» Task objective: Without the pictures, return all of the material exactly as written.

⁂

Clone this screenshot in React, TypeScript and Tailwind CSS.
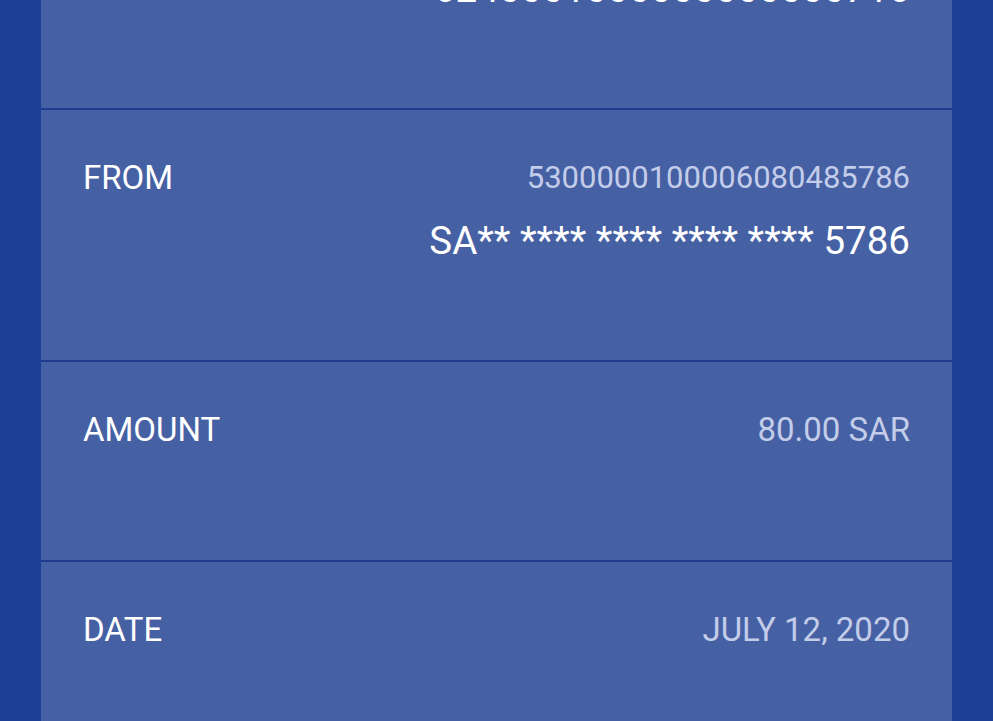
import { FC } from 'react'

type Row = {
  label: string
  value: string
  masked?: string
  tall?: boolean
}

const rows: Row[] = [
  { label: 'TO', value: '6240000100000000000716', masked: '6240001000000000000716', tall: true },
  { label: 'FROM', value: '5300000100006080485786', masked: 'SA** **** **** **** **** 5786', tall: true },
  { label: 'AMOUNT', value: '80.00 SAR' },
  { label: 'DATE', value: 'JULY 12, 2020' },
]

const DetailRow: FC<{ row: Row }> = ({ row }) => {
  return (
    <div
      className={
        (row.tall ? 'h-[252px] ' : 'h-[200px] ') +
        'border-b-2 border-[#1d3a8d] px-[42px] pt-[49px]'
      }
    >
      <div className="flex items-start justify-between">
        <span className="text-[33px] leading-[38px] text-white">{row.label}</span>
        <div className="flex flex-col items-end">
          <span
            className={
              (row.tall ? 'text-[31px] ' : 'text-[33px] ') + 'leading-[38px] text-[#c3cdea]'
            }
          >
            {row.value}
          </span>
          {row.masked && (
            <span className="mt-[22px] text-[38.5px] leading-[44px] text-white">{row.masked}</span>
          )}
        </div>
      </div>
    </div>
  )
}

export default function App() {
  return (
    <div
      className="h-[721px] w-full overflow-hidden bg-[#1c4096] px-[41px]"
      style={{ fontFamily: 'Roboto, "Noto Sans", sans-serif' }}
    >
      <div className="-mt-[142px] flex flex-col bg-[#4660a4]">
        {rows.map((row, i) => (
          <DetailRow key={i} row={row} />
        ))}
      </div>
    </div>
  )
}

⁂

» Solution to this task:
Clone this screenshot in React, TypeScript and Tailwind CSS.
import { FC } from 'react'

type Row = {
  label: string
  value: string
  masked?: string
  tall?: boolean
}

const rows: Row[] = [
  { label: 'TO', value: '6240000100000000000716', masked: '6240001000000000000716', tall: true },
  { label: 'FROM', value: '5300000100006080485786', masked: 'SA** **** **** **** **** 5786', tall: true },
  { label: 'AMOUNT', value: '80.00 SAR' },
  { label: 'DATE', value: 'JULY 12, 2020' },
]

const DetailRow: FC<{ row: Row }> = ({ row }) => {
  return (
    <div
      className={
        (row.tall ? 'h-[252px] ' : 'h-[200px] ') +
        'border-b-2 border-[#1d3a8d] px-[42px] pt-[49px]'
      }
    >
      <div className="flex items-start justify-between">
        <span className="text-[33px] leading-[38px] text-white">{row.label}</span>
        <div className="flex flex-col items-end">
          <span
            className={
              (row.tall ? 'text-[31px] ' : 'text-[33px] ') + 'leading-[38px] text-[#c3cdea]'
            }
          >
            {row.value}
          </span>
          {row.masked && (
            <span className="mt-[22px] text-[38.5px] leading-[44px] text-white">{row.masked}</span>
          )}
        </div>
      </div>
    </div>
  )
}

export default function App() {
  return (
    <div
      className="h-[721px] w-full overflow-hidden bg-[#1c4096] px-[41px]"
      style={{ fontFamily: 'Roboto, "Noto Sans", sans-serif' }}
    >
      <div className="-mt-[142px] flex flex-col bg-[#4660a4]">
        {rows.map((row, i) => (
          <DetailRow key={i} row={row} />
        ))}
      </div>
    </div>
  )
}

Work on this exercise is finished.